Peace breaks out in Spreydon
A Samoan man had to kneel for some time during a reconciliation meeting between families following a bloody street brawl in Spreydon.
The man's Christchurch District Court sentencing today signalled peace after the dangerous fight that led to hospital treatment for four people and left one with a possible permanent disability.
But it was smiles, hugs and thanks all round at court as Judge Raoul Neave imposed a 12-month home detention sentence on 35-year-old Soli Soli, in what he described as a highly unusual case.
A woman patted defence counsel Alister James on the shoulder and told him: "God bless you."
The courtroom was packed with the Pacific Island families involved.
After the dispute arose, Soli was seen to have stirred up feelings further by exchanging threatening text messages, and he had taken a knife when a rival mob arrived armed outside his house in Simeon St in July last year.
Using the knife was regarded as an overreaction that went beyond self-defence.
He went on trial on two serious charges but after four days of hearing he pleaded guilty to one charge of wounding with intent to cause grievous bodily harm, and the Crown agreed to withdraw the second charge.
Judge Neave said at the time that he hoped a reconciliation process could be put in place for the two Pacific Island families.
The dispute arose from explicit text messages sent from a member of Soli's family to a 16-year-old girl in the other family.
Brothers arrived at Soli's house while he was out and administered a beating to the young man involved.
Threats followed, and then four rivals arrived in the street armed with a metal object and a wooden club. Bricks were used in the bloody brawl that followed.
Soli stabbed one of the brothers in the shoulder, arm, and mouth. The wounds required 100 stitches and the arm may be permanently disabled because of nerve and tendon damage.
Soli himself was injured and required hospital treatment.

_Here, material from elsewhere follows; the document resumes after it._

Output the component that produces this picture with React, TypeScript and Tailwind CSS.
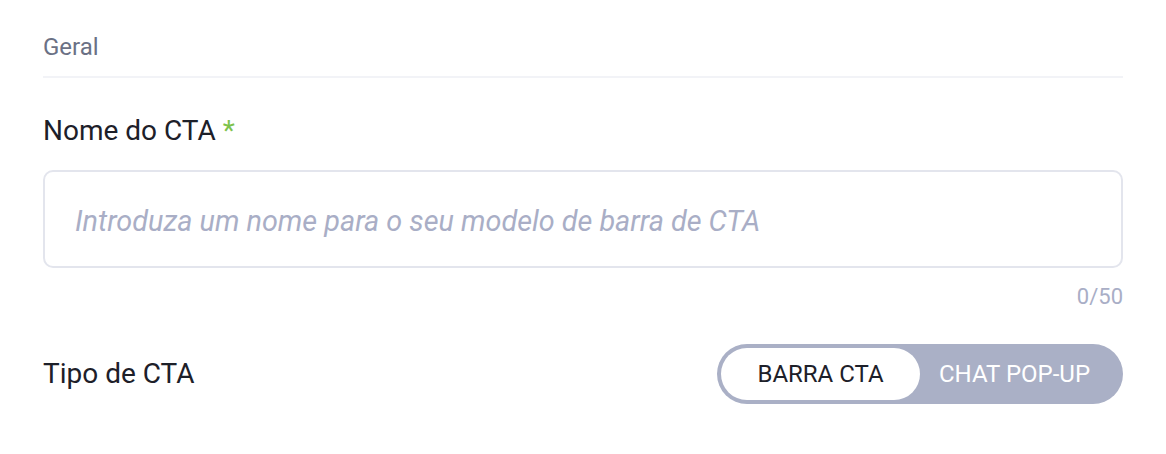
import { useState } from "react";

export default function App() {
  const [tipo, setTipo] = useState<"barra" | "chat">("barra");

  return (
    <div className="min-h-[454px] bg-white font-['Roboto',sans-serif]">
      <div className="mx-[43px] pt-[32px]">
        <h3 className="border-b-2 border-[#f2f3f7] pb-[14px] text-[24px] leading-[30px] text-[#6b7185]">Geral</h3>

        <label className="mt-[36px] block text-[28px] leading-[34px] text-[#1d2029]">
          Nome do CTA <span className="text-[#7dc24b]">*</span>
        </label>

        <input
          type="text"
          placeholder="Introduza um nome para o seu modelo de barra de CTA"
          className="mt-[22px] h-[98px] w-full rounded-[10px] border-2 border-[#e3e5ed] px-[30px] pt-[4px] text-[28.8px] italic text-[#1d2029] outline-none placeholder:text-[#a9aec6]"
        />
        <div className="mt-[15px] text-right text-[22px] leading-[28px] text-[#a9aec6]">0/50</div>

        <div className="mt-[33px] flex items-center justify-between">
          <span className="text-[28px] leading-[34px] text-[#1d2029]">Tipo de CTA</span>
          <div className="flex h-[60px] w-[406px] items-center rounded-full bg-[#aab0c6] p-[4px]">
            <button
              onClick={() => setTipo("barra")}
              className={`h-full w-[199px] rounded-full text-[24px] uppercase ${
                tipo === "barra" ? "bg-white text-[#1d2029]" : "text-white"
              }`}
            >
              Barra CTA
            </button>
            <button
              onClick={() => setTipo("chat")}
              className={`h-full flex-1 rounded-full pr-[10px] text-[24px] uppercase ${
                tipo === "chat" ? "bg-white text-[#1d2029]" : "text-white"
              }`}
            >
              Chat Pop-up
            </button>
          </div>
        </div>
      </div>
    </div>
  );
}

The reconciliation meeting arranged by the elders was held before today's sentencing.
James said it was a complex and lengthy process, and included Soli being required to kneel for some time to express his sorrow.
Apologies were accepted.
Judge Neave noted that Soli had undergone "full abasement and acceptance of responsibility" during the reconciliation process.
He was seen as a having a good character, with no previous convictions, and making contributions to the community.
He was a church man and supported his own family and his parents in Samoa while working long hours for low wages. He was assessed as suitable for home detention.
The judge said there were significant mitigating circumstances. He noted that many of the aggravating features about the confrontation applied to the victims rather than to Soli.
Reducing the sentence for those factors - and for the reconciliation, the personal factors, and the guilty plea - he was able to impose a 12-month home detention sentence, with a further six months of post release conditions.
He had spoken of Soli's need for counselling for problem solving skills and anger management.